I offer this acknowledgment of the people who fished, farmed, hunted, and traded all across the Lower Hudson Valley for more than 7,000 years. I acknowledge the history of dispossession through which they were removed from their homes and the ongoing violence of colonization, which continues to shape the lives of Indigenous peoples, including the living descendants of the Wolf Clan.

artist statement

My work is about obsessiveness and obsession, memory, identity, and longing.

I am astounded by the resiliency of the forest: the endless process of reproduction, mutation, and evolution. Even after we trample it, cut it all down, build from and over it, new seeds scatter, vines reach. My work explores the way nature reclaims the built environment. Who or what will fill the vacancies after we have passed through?

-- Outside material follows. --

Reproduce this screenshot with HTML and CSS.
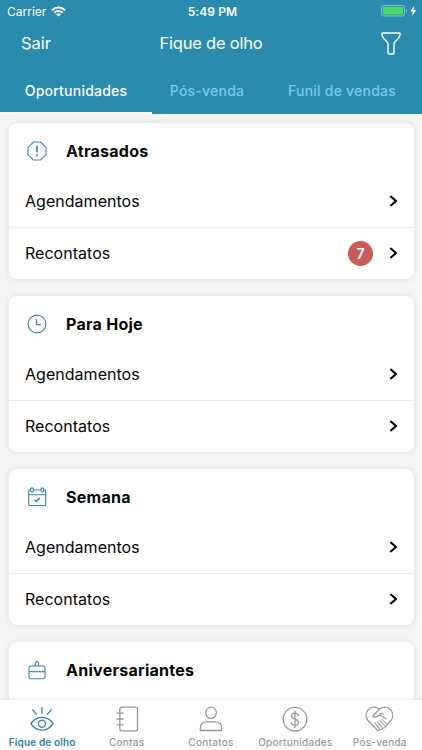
FILE: index.html
```html
<!DOCTYPE html>
<html lang="pt-BR">
<head>
<meta charset="utf-8">
<title>Fique de olho</title>
<link rel="stylesheet" href="styles.css">
</head>
<body>
<div class="app">
  <header class="header">
    <div class="status">
      <div class="status-left"><span>Carrier</span>
        <svg class="wifi" width="15" height="11" viewBox="0 0 15 11" fill="none" stroke="#fff" stroke-width="2"><path d="M1 4.2a9.3 9.3 0 0 1 13 0M3.4 6.7a5.9 5.9 0 0 1 8.2 0"/><path d="M7.5 10.6 5.2 8.4a3.3 3.3 0 0 1 4.6 0z" fill="#fff" stroke="none"/></svg>
      </div>
      <div class="time">5:49 PM</div>
      <div class="status-right">
        <svg width="36" height="12" viewBox="0 0 36 12"><rect x=".6" y=".6" width="23" height="10.4" rx="2.2" fill="none" stroke="#8fc2d6"/><rect x="2" y="2" width="20.2" height="7.6" rx="1" fill="#4cd964"/><path d="M25 4c1.3.5 1.3 3.1 0 3.600z" fill="#8fc2d6"/><path d="M33.300.7 29.300 6.600h2.600L30.900 11l4.300-6h-2.700z" fill="#fff"/></svg>
      </div>
    </div>
    <div class="nav">
      <span class="nav-action">Sair</span>
      <span class="nav-title">Fique de olho</span>
      <svg class="filter" width="20" height="23" viewBox="0 0 20 23" fill="none" stroke="#fff" stroke-width="1.4" stroke-linejoin="round"><path d="M1.600 1h16.800q1 .1.700 1.200c-.2 3.300-2.600 5.200-5.400 8.100q-.7.700-.7 1.700v8.700q0 1.300-1.300 1.300H8.300Q7 22 7 20.700V12q0-1-.7-1.700C3.500 7.400 1.100 5.500.9 2.200Q.7 1.100 1.600 1z"/></svg>
    </div>
    <nav class="tabs">
      <div class="tab tab-active"><span>Oportunidades</span></div>
      <div class="tab tab-middle"><span>Pós-venda</span></div>
      <div class="tab tab-last"><span>Funil de vendas</span></div>
    </nav>
  </header>

  <main class="content">
    <section class="card">
      <h2 class="card-head"><svg class="card-icon" viewBox="0 0 20 20"><path d="M6.400 1h7.200L19 6.400v7.200L13.600 19H6.400L1 13.600V6.400z"/><path d="M10 4.700v6.700M10 13.200v2" stroke-width="1.700"/></svg><span>Atrasados</span></h2>
      <div class="row"><span class="label">Agendamentos</span><svg class="chevron" viewBox="0 0 9 12"><path d="M1.300.9 7 6l-5.700 5.100"/></svg></div>
      <div class="row"><span class="label">Recontatos</span><span class="badge">7</span><svg class="chevron" viewBox="0 0 9 12"><path d="M1.300.9 7 6l-5.700 5.100"/></svg></div>
    </section>
    <section class="card">
      <h2 class="card-head"><svg class="card-icon" viewBox="0 0 20 20"><circle cx="10" cy="10" r="8.900"/><path d="M9.500 5v5.700h4.300" stroke-width="1.300"/></svg><span>Para Hoje</span></h2>
      <div class="row"><span class="label">Agendamentos</span><svg class="chevron" viewBox="0 0 9 12"><path d="M1.300.9 7 6l-5.700 5.100"/></svg></div>
      <div class="row"><span class="label">Recontatos</span><svg class="chevron" viewBox="0 0 9 12"><path d="M1.300.9 7 6l-5.700 5.100"/></svg></div>
    </section>
    <section class="card">
      <h2 class="card-head"><svg class="card-icon" viewBox="0 0 20 20"><path d="M3.500 3H2.700Q1.700 3 1.700 4v13.500q0 1 1 1h15q1 0 1-1V4q0-1-1-1h-.8M6.500 3h7.300M1.700 7.800h17"/><rect x="3.700" y=".9" width="2.600" height="4" rx="1.200"/><rect x="14" y=".9" width="2.600" height="4" rx="1.200"/><path d="m7.500 12.700 1.900 1.800 3.400-3.700" stroke-width="1.300"/></svg><span>Semana</span></h2>
      <div class="row"><span class="label">Agendamentos</span><svg class="chevron" viewBox="0 0 9 12"><path d="M1.300.9 7 6l-5.700 5.100"/></svg></div>
      <div class="row"><span class="label">Recontatos</span><svg class="chevron" viewBox="0 0 9 12"><path d="M1.300.9 7 6l-5.700 5.100"/></svg></div>
    </section>
    <section class="card">
      <h2 class="card-head"><svg class="card-icon" viewBox="0 0 20 20"><rect x="2" y="6" width="16" height="12.700" rx="1.700"/><path d="M8.300 6V2.900L9.900 1.300l1.600 1.600V6M2 11.300q1.300 1.200 2.700 0 1.300 1.200 2.600 0 1.300 1.200 2.700 0 1.300 1.200 2.700 0 1.300 1.200 2.600 0 1.300 1.200 2.700 0"/></svg><span>Aniversariantes</span></h2>
    </section>
  </main>

  <footer class="tabbar">
    <div class="item item-active"><svg width="30" height="28" viewBox="0 0 30 28"><path d="M4 17.700C9 9.200 21 9.200 26 17.700 21 26.200 9 26.200 4 17.700z"/><circle cx="15" cy="17.700" r="3.500"/><path d="M15 1.300v6M5.800 3.800l3.700 4.400M24.200 3.800l-3.700 4.400"/></svg><span>Fique de olho</span></div>
    <div class="item"><svg width="30" height="28" viewBox="0 0 30 28"><rect x="7.800" y="1.200" width="17.700" height="23.600" rx="2"/><path d="M5 7.200h6M5 13h6M5 18.800h6"/></svg><span>Contas</span></div>
    <div class="item"><svg width="30" height="28" viewBox="0 0 30 28"><ellipse cx="15" cy="6.800" rx="5.300" ry="5.600"/><path d="M4.300 24.500v-2.300q0-6.300 6.500-6.300h8.400q6.500 0 6.500 6.300v2.300z"/></svg><span>Contatos</span></div>
    <div class="item"><svg width="30" height="28" viewBox="0 0 30 28"><circle cx="15" cy="13.200" r="11.800"/><path d="M15 4.900v16.600M18.500 9.600C18.500 6.200 11.600 6.200 11.600 10s7 2.600 7 6.400-7.300 3.800-7.300.1"/></svg><span>Oportunidades</span></div>
    <div class="item"><svg width="30" height="28" viewBox="0 0 30 28"><path d="M12.700 24.500 2.800 14.300C-2.500 7 5.500-3 14.300 3.200 23-3 31.300 7 26 14.300l-4 4.200"/><path d="M14.300 3.200 8.200 9.700c-.9 1.600 2.400 2.300 5.300-.2l1.700-.3 5.600 3.600M15 7.600l3.200.2" /><path d="m9.800 17 5 6.500q-.8 1.700-2.100 1M12.400 15.700l5.300 6.300q-.9 2-2.900 1.500M15 14.500l5.500 6q-.8 1.900-2.800 1.500M17.400 13.500l4.600 5q-.2 1.700-1.500 2" stroke-width="1.100"/></svg><span>Pós-venda</span></div>
  </footer>
</div>
</body>
</html>
```
FILE: styles.css
```css
* { box-sizing: border-box; }
body { margin: 0; font-family: Inter, "Liberation Sans", sans-serif; color: #060606; }
.app { width: 422px; height: 750px; display: flex; flex-direction: column; background: #f6f6f6; overflow: hidden; }
.header { flex: none; height: 114px; background: #2b8bad; color: #fff; }
.status { height: 22px; display: grid; grid-template-columns: 1fr auto 1fr; align-items: center; font-size: 12px; }
.status-left { display: flex; align-items: center; gap: 5px; padding-left: 7px; letter-spacing: 0; }
.time { font-weight: 600; letter-spacing: .1px; padding-left: 3px; }
.status-right { display: flex; justify-content: flex-end; padding-right: 5px; }
.nav { height: 44px; display: grid; grid-template-columns: 1fr auto 1fr; align-items: center; padding: 0 21px 2px; font-size: 16.500px; }
.nav-title { letter-spacing: -.2px; }
.filter { justify-self: end; }
.tabs { height: 48px; display: flex; }
.tab { height: 48px; display: flex; align-items: center; justify-content: center; font-size: 14px; font-weight: 500; letter-spacing: .22px; color: #76c9ee; }
.tab-active { width: 152px; color: #fff; border-bottom: 2px solid #fff; padding-top: 2px; }
.tab-middle { width: 110px; }
.tab-last { width: 160px; }
.content { flex: 1; min-height: 0; overflow: hidden; padding: 9px 8.500px 0; display: flex; flex-direction: column; gap: 17px; }
.card { flex: none; height: 156px; background: #fff; border-radius: 8px; box-shadow: 0 0 6px rgba(0, 0, 0, .1); }
.card-head { height: 52px; margin: 0; padding: 4px 0 0 18.500px; display: flex; align-items: center; gap: 19px; font-size: 16px; font-weight: 700; letter-spacing: .27px; }
.card-icon { width: 20px; height: 20px; fill: none; stroke: #3585a8; stroke-width: 1.100; }
.row { height: 52px; display: flex; align-items: center; padding: 0 15.500px 0 16.500px; font-size: 16px; letter-spacing: .03px; }
.row + .row { border-top: 1px solid #ececec; padding-bottom: 1px; }
.label { flex: 1; }
.chevron { width: 9px; height: 12px; fill: none; stroke: #000; stroke-width: 2; }
.badge { width: 25px; height: 25px; margin-right: 16px; border-radius: 50%; background: #c75c5c; color: #fff; font-size: 14px; font-weight: 600; display: flex; align-items: center; justify-content: center; }
.tabbar { flex: none; height: 50px; position: relative; background: #fff; display: grid; grid-template-columns: repeat(5, 1fr); box-shadow: 0 0 5px rgba(0, 0, 0, .1); }
.item { display: flex; flex-direction: column; align-items: center; padding-top: 6px; font-size: 10px; font-weight: 500; letter-spacing: .25px; line-height: 14px; color: #989898; white-space: nowrap; }
.item svg { flex: none; fill: none; stroke: currentColor; stroke-width: 1.300; stroke-linecap: round; stroke-linejoin: round; }
.item span { margin-top: 1px; }
.item-active { color: #2d82a8; font-weight: 600; letter-spacing: .15px; }
```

I’m drawn to former industrial buildings, abandoned gardens, and the kinds of interstitial spaces that might go unnoticed—under the stairs, odd corners or alleys, the roots, trunks, and crooks of trees. Neglected or decomposing spaces hold promise. My hand-cut artwork is a false nature. It’s the juxtaposition of artificial forest to forestscape.

I use both the negative and positive pieces of my hand-cut drawings—weaving the off-cuts into thickets or clusters, suspending the smallest pieces to mimic swarms or clouds.

An omen for the augur / that moment when starlings blackout the sun.